Review: V for Vendetta

Just got back from watching the movie adaptation of V for Vendetta. I have mixed feelings but it was enjoyable and a lot better than I had feared it might be especially given my feelings for the previous adaptation of a comic that was close to my heart Hellblazer which became the painful Constantine.

I thought that Hugo Weaving was very powerful as V and Stephen Rea did a great job as Inspector Finch. Natalie Portman was merely adequate as Evey and her accent was not as awful as some have written but she was a little wooden in her performance. I thought Stephen Fry was remarkably good also, other characters such as Chancellor Sutler were too poorly written to allow much from the other actors in the cast.

The movie lasted two hours and yet it felt like a lot had been edited out. There was very little characterisation outside of the central few main characters all the others seemed like stereotypes painted in broad strokes. Some events such as what happened that night at Larkhill which enabled V to escape were glossed over as was Finch’s visit to the derelict Larkhill.

I think the general mood of the film was established well, it was visually stunning and there were a number of very powerful scenes especially the fingerman’s shooting of the girl and the subsequent uprising of the townspeople.

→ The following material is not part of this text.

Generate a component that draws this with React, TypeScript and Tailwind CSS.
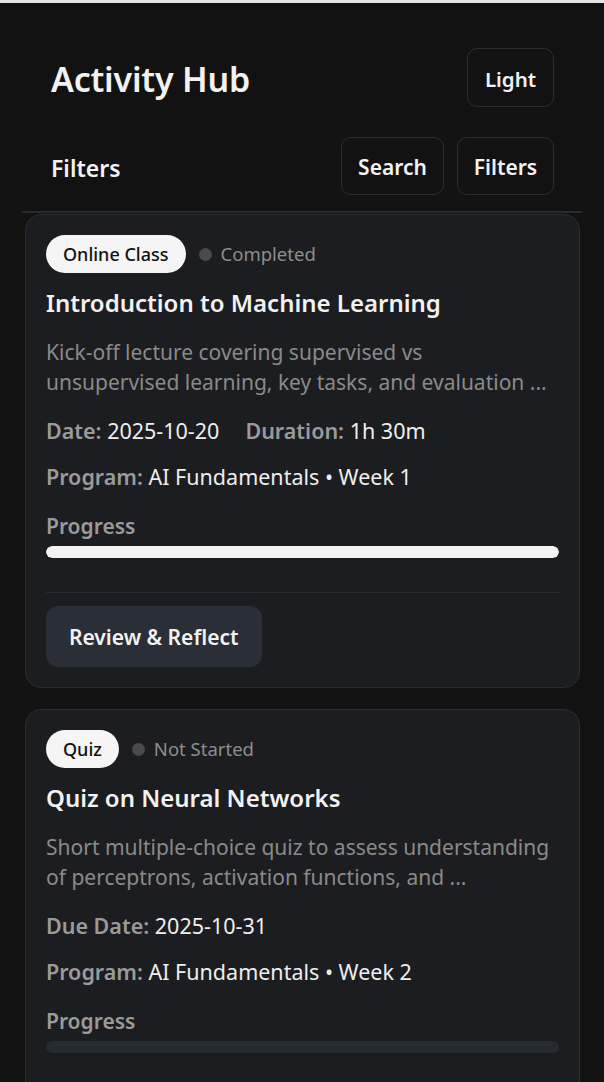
import React from 'react';

type Activity = {
  kind: string;
  status: string;
  title: string;
  description: string;
  meta: { label: string; value: string }[][];
  progress: number;
  action?: string;
};

const ACTIVITIES: Activity[] = [
  {
    kind: 'Online Class',
    status: 'Completed',
    title: 'Introduction to Machine Learning',
    description: 'Kick-off lecture covering supervised vs\nunsupervised learning, key tasks, and evaluation ...',
    meta: [
      [
        { label: 'Date:', value: '2025-10-20' },
        { label: 'Duration:', value: '1h 30m' },
      ],
      [{ label: 'Program:', value: 'AI Fundamentals • Week 1' }],
    ],
    progress: 100,
    action: 'Review & Reflect',
  },
  {
    kind: 'Quiz',
    status: 'Not Started',
    title: 'Quiz on Neural Networks',
    description: 'Short multiple-choice quiz to assess understanding\nof perceptrons, activation functions, and ...',
    meta: [
      [{ label: 'Due Date:', value: '2025-10-31' }],
      [{ label: 'Program:', value: 'AI Fundamentals • Week 2' }],
    ],
    progress: 0,
    action: 'Start Quiz',
  },
];

const ActivityCard = ({ item }: { item: Activity }) => (
  <div className="rounded-[16px] border border-[#2a2d33] bg-[#1c1d21] px-[20px] pt-[20px] pb-[20px]">
    {/* Badge + status */}
    <div className="flex items-center gap-[13px]">
      <span className="rounded-full bg-[#f5f5f5] px-[17px] h-[38px] flex items-center text-[18px] font-medium text-[#111]">
        {item.kind}
      </span>
      <span className="flex items-center gap-[9px] text-[18.5px] text-[#8d8d8d]">
        <span className="w-[13px] h-[13px] rounded-full bg-[#4a4a4a]" />
        {item.status}
      </span>
    </div>

    <h2 className="mt-[10px] text-[24px] leading-[40px] font-semibold text-[#f2f2f2]">{item.title}</h2>

    <p className="mt-[14px] text-[21px] leading-[30px] text-[#8a8a8a] whitespace-pre overflow-hidden">
      {item.description}
    </p>

    <div className="mt-[11px] flex flex-col">
      {item.meta.map((row, i) => (
        <div key={i} className="flex gap-[26px] text-[21.5px] leading-[46px]">
          {row.map((m) => (
            <span key={m.label}>
              <span className="font-semibold text-[#9a9a9a]">{m.label}</span>{' '}
              <span className="text-[#eeeeee]">{m.value}</span>
            </span>
          ))}
        </div>
      ))}
    </div>

    <div className="mt-[6px] text-[21px] leading-[40px] font-semibold text-[#9a9a9a]">Progress</div>
    <div className="h-[12px] w-full rounded-full bg-[#262a31] overflow-hidden">
      <div className="h-full rounded-full bg-[#f3f3f3]" style={{ width: `${item.progress}%` }} />
    </div>

    {item.action && (
      <div className="mt-[34px] border-t border-[#2a2d33] pt-[13px]">
        <button className="h-[61px] rounded-[12px] bg-[#2a2e36] px-[23px] pt-[2px] text-[21px] font-semibold text-[#f2f2f2]">
          {item.action}
        </button>
      </div>
    )}
  </div>
);

export default function App() {
  return (
    <div
      className="min-h-[1082px] w-full bg-[#121212] text-white"
      style={{ fontFamily: '"Noto Sans", "Open Sans", sans-serif' }}
    >
      <div className="h-[3px] bg-[#e3e3e3]" />

      {/* Header */}
      <div className="flex items-center justify-between pl-[51px] pr-[50px] pt-[45px]">
        <h1 className="mt-[4px] text-[34px] font-semibold tracking-[-0.2px] text-[#f2f2f2]">Activity Hub</h1>
        <button className="h-[59px] w-[87px] rounded-[10px] border border-[#2a2d33] pt-[3px] text-[20.5px] font-semibold text-[#f2f2f2]">
          Light
        </button>
      </div>

      <div className="mt-[30px] flex items-center justify-between pl-[51px] pr-[50px]">
        <span className="mt-[4px] text-[23px] font-semibold text-[#f2f2f2]">Filters</span>
        <div className="flex gap-[13px]">
          <button className="h-[58px] w-[103px] rounded-[10px] border border-[#2a2d33] pt-[4px] text-[21px] font-semibold text-[#f2f2f2]">
            Search
          </button>
          <button className="h-[58px] w-[97px] rounded-[10px] border border-[#2a2d33] pt-[4px] text-[21px] font-semibold text-[#f2f2f2]">
            Filters
          </button>
        </div>
      </div>

      <div className="mx-[22px] mt-[16px] border-t-2 border-[#272b31]" />

      <div className="flex flex-col gap-[21px] pl-[25px] pr-[24px] pt-[1px]">
        {ACTIVITIES.map((a) => (
          <ActivityCard key={a.title} item={a} />
        ))}
      </div>
    </div>
  );
}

In many ways the movie felt like it was set in some parallel universe version of Britain rather than a dystopic near future of our own Britain, possibly due to it being an American production. The Britain of the movie was very twee and a little off, Rupert Graves as a copper using the word “chummy” when apprehending V, eggy in a basket and the Benny Hillesque TV satirical attack on the Chancellor.

A number of things in the movie make me feel like the points of the original graphic novel were lost or misunderstood by the writers. V was too overly made to be identified with Guy Fawkes who in the introductory scene is portrayed as a freedom fighter rather than the religious nutcase that he actually was. I thought that the Guy Fawkes mask in the graphic novel was a useful disguise which was merely appropriate given the date of key events in the story and a shared interest in blowing up public buildings. But the motivations of V and Guy Fawkes are in no way the same.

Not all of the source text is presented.